Digestion – improved all around, less bloating & discomfort, more regularity
Increased Energy – more stable levels throughout the day, fewer food comas after lunch
Smarter choices – ate more nutritious meals and snacks, reduced my empty calorie intake, didn’t eat or crave any fried foods
New restaurants – found several new lunch spots that offer vegan meals
Improved awareness – learned more about what goes into processed foods and have a stronger appreciation for healthy brands and dairy free/meatless meals
Reduced my carbon footprint – plant based diets are much better for the environment and I felt good about that
Productivity & Happiness – My body felt cleansed, and with more energy and less discomfort after eating, I got more done and felt more cheerful overall.
The BAD – Negative Thoughts
Time and research – spent a lot of time trying to figure out what I could and could not eat. Had some difficulty finding vegan meals when I wasn’t in the mood for a salad.

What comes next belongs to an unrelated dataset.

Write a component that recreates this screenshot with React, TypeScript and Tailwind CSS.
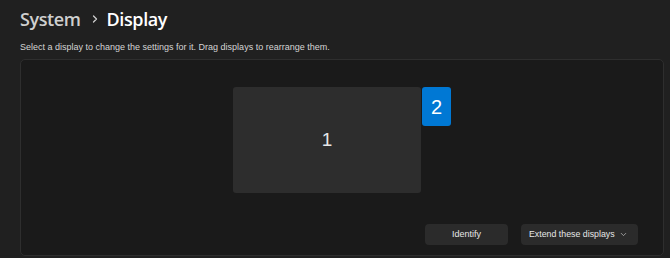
import { ChevronRight, ChevronDown } from 'lucide-react';

export default function App() {
  return (
    <div
      className="w-[670px] h-[258px] bg-[#202020] text-white overflow-hidden pl-5 pr-[6px]"
      style={{ fontFamily: '"Liberation Sans", Arial, sans-serif' }}
    >
      {/* Breadcrumb */}
      <div
        className="flex items-center h-[36px] pt-[1px]"
        style={{ fontFamily: '"Open Sans", "Noto Sans", sans-serif' }}
      >
        <span className="text-[18px] font-semibold text-[#cfcfcf] leading-none tracking-[-0.4px]">System</span>
        <ChevronRight size={12} strokeWidth={2.5} className="ml-[8px] mr-[6px] text-[#cfcfcf]" />
        <span className="text-[18px] font-semibold leading-none tracking-[-0.4px]">Display</span>
      </div>

      <p className="text-[9px] text-[#d4d4d4] mt-[4px] leading-[14px]">
        Select a display to change the settings for it. Drag displays to rearrange them.
      </p>

      {/* Arrangement panel */}
      <div className="mt-[5px] h-[197px] bg-[#1a1a1a] border border-[#2e2e2e] rounded-[5px] flex flex-col">
        <div className="flex pt-[27px] pl-[212px]">
          <div className="w-[188px] h-[106px] bg-[#2d2d2d] rounded-[3px] flex items-center justify-center text-[19px] text-[#e6e6e6]">
            1
          </div>
          <div className="ml-[1px] w-[29px] h-[39px] bg-[#0078d4] rounded-[3px] flex items-center justify-center text-[20px]">
            2
          </div>
        </div>
        <div className="flex justify-end gap-[13px] mt-auto mb-[10px] mr-[25px]">
          <button className="w-[83px] h-[21px] bg-[#2b2b2b] rounded-[4px] text-[9px] text-[#e6e6e6] whitespace-nowrap">
            Identify
          </button>
          <button className="w-[117px] h-[21px] bg-[#2b2b2b] rounded-[4px] text-[8.8px] text-[#e6e6e6] flex items-center pl-[8px] pr-[10px] justify-between whitespace-nowrap">
            <span>Extend these displays</span>
            <ChevronDown size={9} className="text-[#bbbbbb]" />
          </button>
        </div>
      </div>
    </div>
  );
}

Couldn’t eat off my husband’s plate – although my DH was happy about this one, I missed being able to nibble on what he ordered for lunch and being able to share desert at dinner one night when he ordered cheesecake.
Cost – although the food was good at the new lunch spots I found, I really cringed paying $10-12 for salads and veggie-based meals at lunch. It’d be easy to cut costs if I made my own lunches though; I’m just not good at doing that!
So What’s Next?
After seven days am I ready to commit to a 100% vegan diet? No, but I’m so glad I tried it out.
Am I going to try to eat vegan at all going forward? YES! I’m aiming for one day a week vegan, three days vegetarian, and three days of anything goes.
Ingredients I had to look up that you might find interesting:
Ascorbic acid – vegan
Beta Carotene – vegan
Calcium Carbonate – both vegan and animal derived forms
Calcium Chloride – vegan
Casein – animal derived
Cellulose – vegan
Cocoa Butter – vegan
Collagen – animal derived
Colors/Dyes – both vegan and animal derived forms
Dextrin – vegan
Fatty acids – both vegan and animal derived forms
Fructose – vegan
Gelatin – animal derived
Glucose – both vegan and animal derived forms
Glycerin – both vegan and animal derived forms
Guar Gum – vegan
Inulin – vegan
Keratin – animal derived
Maltodextrin – vegan
Mono-Diglycerides – both vegan and animal derived forms
MSG – vegan
Sulfuric Acid – vegan
Xanthan gum – vegan
Untemplaters, what’s the most weight you’ve lost in one week before? What are your current diet and nutritional goals? How do you think what you eat affects your lifestyle and efficiency?